### Task input
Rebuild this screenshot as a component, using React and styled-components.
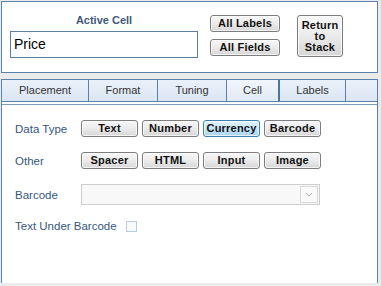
==
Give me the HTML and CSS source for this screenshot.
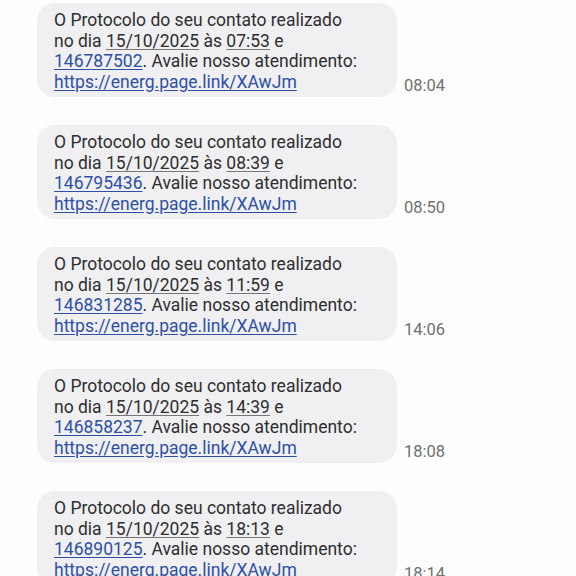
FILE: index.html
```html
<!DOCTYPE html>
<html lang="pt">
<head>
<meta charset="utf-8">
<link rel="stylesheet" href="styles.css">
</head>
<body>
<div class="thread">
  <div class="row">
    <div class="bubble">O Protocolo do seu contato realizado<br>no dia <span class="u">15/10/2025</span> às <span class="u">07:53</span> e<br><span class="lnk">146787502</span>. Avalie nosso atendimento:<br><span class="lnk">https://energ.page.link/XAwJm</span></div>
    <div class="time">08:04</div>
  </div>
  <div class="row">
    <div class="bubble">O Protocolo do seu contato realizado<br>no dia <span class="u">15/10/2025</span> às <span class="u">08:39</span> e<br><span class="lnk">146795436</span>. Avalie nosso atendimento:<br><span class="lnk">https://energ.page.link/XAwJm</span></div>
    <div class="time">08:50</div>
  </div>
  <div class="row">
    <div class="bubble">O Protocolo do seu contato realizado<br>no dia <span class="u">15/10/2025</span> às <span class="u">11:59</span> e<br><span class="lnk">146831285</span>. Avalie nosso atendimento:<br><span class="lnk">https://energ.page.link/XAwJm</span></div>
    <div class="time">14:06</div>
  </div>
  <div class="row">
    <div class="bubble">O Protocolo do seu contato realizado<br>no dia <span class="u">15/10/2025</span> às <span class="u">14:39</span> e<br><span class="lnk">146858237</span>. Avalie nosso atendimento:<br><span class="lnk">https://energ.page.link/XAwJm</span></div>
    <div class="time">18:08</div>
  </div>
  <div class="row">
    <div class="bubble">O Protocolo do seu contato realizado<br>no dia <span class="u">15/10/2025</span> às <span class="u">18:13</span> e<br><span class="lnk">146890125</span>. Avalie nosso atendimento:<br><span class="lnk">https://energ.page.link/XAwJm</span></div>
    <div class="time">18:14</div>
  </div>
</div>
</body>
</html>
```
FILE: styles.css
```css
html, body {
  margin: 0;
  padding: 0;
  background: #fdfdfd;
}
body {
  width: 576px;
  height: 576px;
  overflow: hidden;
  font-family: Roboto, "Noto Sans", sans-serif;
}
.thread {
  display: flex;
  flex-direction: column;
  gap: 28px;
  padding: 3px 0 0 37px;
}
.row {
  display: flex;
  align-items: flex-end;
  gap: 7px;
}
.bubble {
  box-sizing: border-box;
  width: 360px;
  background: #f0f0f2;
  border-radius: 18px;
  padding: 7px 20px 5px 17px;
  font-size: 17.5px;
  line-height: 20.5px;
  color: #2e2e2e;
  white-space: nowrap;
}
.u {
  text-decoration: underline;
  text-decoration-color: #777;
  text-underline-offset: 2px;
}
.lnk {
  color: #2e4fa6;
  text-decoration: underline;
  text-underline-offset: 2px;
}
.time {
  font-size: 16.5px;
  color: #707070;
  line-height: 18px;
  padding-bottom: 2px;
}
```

### Exercise aim
Go through the preceding material and copy each line that has the word "screenshot".

### Right answer
Rebuild this screenshot as a component, using React and styled-components.
Give me the HTML and CSS source for this screenshot.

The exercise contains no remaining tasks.